◆ TASK DIRECTIONS
Without the pictures, extract every line from the start of the material to the line containing "import React from 'react';", both ends included.

◆ DATA PROVIDED
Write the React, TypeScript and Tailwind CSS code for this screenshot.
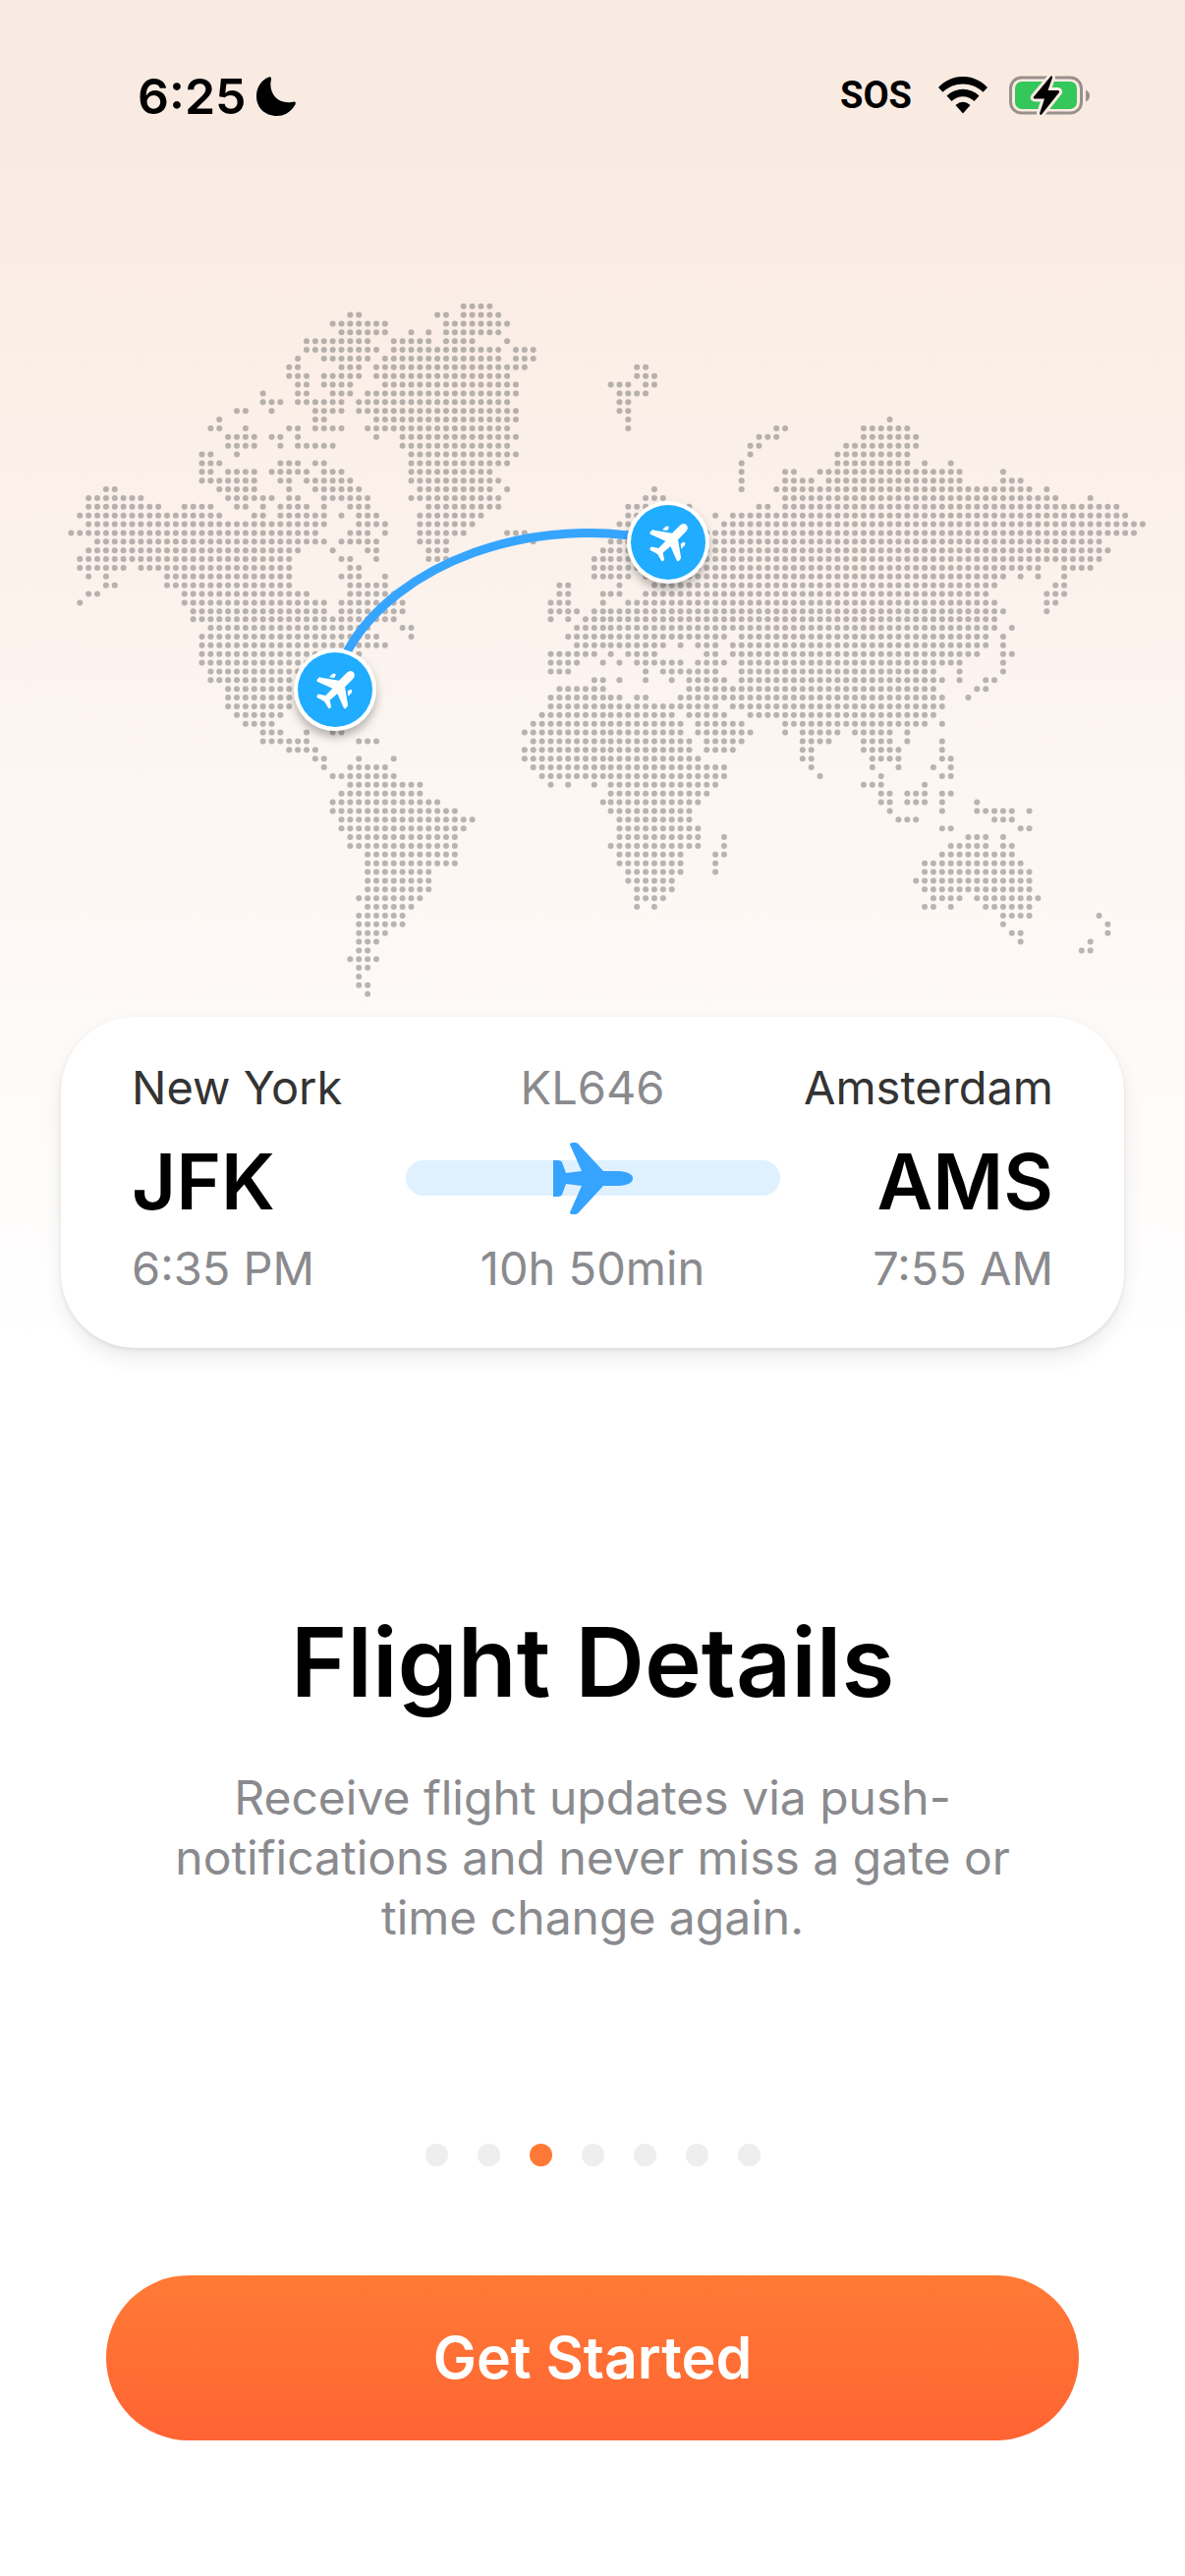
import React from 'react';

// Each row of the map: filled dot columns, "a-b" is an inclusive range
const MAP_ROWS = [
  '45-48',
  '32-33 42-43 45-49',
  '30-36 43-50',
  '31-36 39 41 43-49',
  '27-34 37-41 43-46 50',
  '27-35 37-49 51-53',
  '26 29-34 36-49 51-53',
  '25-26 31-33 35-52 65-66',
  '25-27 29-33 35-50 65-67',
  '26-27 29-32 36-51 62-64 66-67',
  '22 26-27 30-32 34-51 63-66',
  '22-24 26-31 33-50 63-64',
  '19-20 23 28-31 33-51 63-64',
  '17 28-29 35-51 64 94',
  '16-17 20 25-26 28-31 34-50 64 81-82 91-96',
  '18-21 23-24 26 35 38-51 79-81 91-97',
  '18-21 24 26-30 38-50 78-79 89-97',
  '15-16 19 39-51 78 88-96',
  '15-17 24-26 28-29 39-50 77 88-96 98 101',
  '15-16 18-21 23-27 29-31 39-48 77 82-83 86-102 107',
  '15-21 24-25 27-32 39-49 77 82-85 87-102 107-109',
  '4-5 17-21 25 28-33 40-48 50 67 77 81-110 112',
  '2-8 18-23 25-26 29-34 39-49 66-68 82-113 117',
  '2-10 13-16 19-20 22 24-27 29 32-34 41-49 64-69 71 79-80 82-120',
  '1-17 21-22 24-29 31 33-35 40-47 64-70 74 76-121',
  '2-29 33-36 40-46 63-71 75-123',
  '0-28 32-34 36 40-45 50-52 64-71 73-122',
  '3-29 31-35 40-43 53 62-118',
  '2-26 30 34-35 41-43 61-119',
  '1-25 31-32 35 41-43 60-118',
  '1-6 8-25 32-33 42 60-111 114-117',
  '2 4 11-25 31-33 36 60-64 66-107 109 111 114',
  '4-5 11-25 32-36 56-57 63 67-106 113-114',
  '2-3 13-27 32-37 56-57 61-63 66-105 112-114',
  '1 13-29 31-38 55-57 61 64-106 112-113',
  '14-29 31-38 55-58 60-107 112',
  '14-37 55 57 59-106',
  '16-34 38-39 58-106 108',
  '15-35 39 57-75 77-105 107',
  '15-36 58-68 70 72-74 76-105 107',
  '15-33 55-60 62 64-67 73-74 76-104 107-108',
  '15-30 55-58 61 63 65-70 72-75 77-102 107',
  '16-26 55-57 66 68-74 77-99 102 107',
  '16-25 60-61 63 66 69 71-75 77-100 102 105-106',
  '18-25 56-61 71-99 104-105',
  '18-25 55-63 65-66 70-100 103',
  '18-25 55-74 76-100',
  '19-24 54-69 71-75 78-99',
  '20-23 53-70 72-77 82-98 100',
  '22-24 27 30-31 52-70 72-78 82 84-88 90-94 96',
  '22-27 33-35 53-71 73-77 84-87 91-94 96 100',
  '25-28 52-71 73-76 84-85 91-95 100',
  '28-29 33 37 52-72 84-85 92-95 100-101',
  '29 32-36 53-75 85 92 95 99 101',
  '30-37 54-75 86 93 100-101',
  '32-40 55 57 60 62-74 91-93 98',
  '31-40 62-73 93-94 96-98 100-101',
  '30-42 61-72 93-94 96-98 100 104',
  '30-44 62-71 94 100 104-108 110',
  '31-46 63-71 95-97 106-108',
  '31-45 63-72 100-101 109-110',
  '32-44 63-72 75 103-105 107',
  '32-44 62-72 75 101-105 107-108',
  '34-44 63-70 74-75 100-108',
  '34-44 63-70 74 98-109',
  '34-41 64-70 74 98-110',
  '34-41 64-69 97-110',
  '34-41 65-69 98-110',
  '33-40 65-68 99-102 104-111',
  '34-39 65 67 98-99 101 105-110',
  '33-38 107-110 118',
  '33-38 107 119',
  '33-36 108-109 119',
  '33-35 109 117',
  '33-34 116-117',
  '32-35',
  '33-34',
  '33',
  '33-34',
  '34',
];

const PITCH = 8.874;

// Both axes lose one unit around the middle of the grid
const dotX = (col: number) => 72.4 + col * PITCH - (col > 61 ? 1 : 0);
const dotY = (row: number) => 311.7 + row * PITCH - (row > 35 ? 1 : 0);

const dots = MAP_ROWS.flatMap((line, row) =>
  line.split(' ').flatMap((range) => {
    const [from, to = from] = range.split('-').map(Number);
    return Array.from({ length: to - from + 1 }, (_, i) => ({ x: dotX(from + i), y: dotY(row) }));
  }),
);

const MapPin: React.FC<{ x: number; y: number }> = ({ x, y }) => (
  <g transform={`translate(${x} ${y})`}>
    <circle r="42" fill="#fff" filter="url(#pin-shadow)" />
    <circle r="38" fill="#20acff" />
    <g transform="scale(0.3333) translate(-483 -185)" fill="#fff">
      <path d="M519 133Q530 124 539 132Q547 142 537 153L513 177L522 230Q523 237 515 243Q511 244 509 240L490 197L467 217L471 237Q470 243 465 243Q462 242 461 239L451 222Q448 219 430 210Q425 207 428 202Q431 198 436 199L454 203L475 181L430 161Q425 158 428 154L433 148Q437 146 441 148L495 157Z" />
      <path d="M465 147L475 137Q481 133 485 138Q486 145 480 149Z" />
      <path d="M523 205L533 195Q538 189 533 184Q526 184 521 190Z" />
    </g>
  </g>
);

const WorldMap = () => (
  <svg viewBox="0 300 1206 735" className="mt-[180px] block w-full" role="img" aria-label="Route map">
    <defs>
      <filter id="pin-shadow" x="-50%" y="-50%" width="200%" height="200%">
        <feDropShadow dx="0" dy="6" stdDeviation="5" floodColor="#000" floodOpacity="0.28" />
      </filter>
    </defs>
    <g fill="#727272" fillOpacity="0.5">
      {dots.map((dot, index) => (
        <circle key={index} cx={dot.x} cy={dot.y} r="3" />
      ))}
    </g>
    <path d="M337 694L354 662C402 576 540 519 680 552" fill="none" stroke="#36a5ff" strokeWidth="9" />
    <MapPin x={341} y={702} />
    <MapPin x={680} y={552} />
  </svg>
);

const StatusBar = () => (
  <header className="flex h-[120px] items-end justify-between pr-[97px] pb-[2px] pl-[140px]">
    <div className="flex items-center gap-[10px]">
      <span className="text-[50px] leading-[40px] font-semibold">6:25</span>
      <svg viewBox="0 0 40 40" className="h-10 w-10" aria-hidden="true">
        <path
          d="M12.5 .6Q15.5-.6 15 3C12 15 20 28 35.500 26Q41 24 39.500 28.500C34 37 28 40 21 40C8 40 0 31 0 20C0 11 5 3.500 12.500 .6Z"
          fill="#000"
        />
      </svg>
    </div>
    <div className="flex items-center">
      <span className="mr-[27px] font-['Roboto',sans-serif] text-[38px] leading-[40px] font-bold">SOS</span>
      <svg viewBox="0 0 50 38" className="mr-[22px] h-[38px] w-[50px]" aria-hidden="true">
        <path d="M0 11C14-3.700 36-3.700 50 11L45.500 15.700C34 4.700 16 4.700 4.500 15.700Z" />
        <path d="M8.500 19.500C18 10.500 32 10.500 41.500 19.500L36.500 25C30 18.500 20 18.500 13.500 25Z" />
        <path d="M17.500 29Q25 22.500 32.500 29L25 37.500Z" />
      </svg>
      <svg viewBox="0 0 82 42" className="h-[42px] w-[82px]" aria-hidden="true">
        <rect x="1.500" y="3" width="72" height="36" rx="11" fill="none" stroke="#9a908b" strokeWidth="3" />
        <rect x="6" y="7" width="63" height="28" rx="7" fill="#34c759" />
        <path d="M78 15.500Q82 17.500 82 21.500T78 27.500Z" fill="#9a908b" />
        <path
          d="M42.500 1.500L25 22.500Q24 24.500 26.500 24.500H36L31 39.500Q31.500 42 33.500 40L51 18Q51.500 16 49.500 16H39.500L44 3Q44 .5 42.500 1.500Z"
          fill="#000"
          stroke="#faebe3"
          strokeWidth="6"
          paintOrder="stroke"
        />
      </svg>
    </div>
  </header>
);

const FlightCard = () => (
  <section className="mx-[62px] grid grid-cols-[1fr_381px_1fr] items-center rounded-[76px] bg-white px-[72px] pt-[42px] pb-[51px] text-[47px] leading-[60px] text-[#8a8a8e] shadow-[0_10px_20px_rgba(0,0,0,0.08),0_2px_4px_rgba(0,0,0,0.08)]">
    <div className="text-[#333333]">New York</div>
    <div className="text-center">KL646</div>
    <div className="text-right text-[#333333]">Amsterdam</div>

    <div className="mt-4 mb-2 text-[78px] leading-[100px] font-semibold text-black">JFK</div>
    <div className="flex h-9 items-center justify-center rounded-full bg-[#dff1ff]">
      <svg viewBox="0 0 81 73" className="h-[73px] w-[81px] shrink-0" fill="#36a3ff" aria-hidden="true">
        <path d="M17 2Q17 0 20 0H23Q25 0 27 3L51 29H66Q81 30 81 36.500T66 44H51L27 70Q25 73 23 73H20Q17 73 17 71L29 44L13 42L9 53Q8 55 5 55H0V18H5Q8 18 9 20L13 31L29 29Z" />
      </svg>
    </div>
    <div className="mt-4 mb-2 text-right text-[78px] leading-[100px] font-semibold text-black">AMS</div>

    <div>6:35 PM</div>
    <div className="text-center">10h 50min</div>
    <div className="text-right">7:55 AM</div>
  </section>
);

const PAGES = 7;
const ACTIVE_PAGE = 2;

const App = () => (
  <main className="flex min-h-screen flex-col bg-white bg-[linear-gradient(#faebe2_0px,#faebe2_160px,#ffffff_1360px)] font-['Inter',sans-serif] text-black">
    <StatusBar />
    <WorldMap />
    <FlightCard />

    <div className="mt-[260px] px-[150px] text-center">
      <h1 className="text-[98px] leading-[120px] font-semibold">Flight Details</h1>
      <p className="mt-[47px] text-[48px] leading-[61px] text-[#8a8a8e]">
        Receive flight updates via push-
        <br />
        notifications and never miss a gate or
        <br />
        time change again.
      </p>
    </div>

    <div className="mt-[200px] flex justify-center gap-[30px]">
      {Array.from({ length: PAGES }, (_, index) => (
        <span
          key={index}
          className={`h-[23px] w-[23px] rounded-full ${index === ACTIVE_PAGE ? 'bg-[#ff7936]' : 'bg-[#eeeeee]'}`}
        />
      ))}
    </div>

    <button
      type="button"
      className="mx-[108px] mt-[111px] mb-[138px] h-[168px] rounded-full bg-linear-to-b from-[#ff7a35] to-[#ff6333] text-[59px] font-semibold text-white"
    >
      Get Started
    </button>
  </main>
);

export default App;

◆ WRITTEN SOLUTION
Write the React, TypeScript and Tailwind CSS code for this screenshot.
import React from 'react';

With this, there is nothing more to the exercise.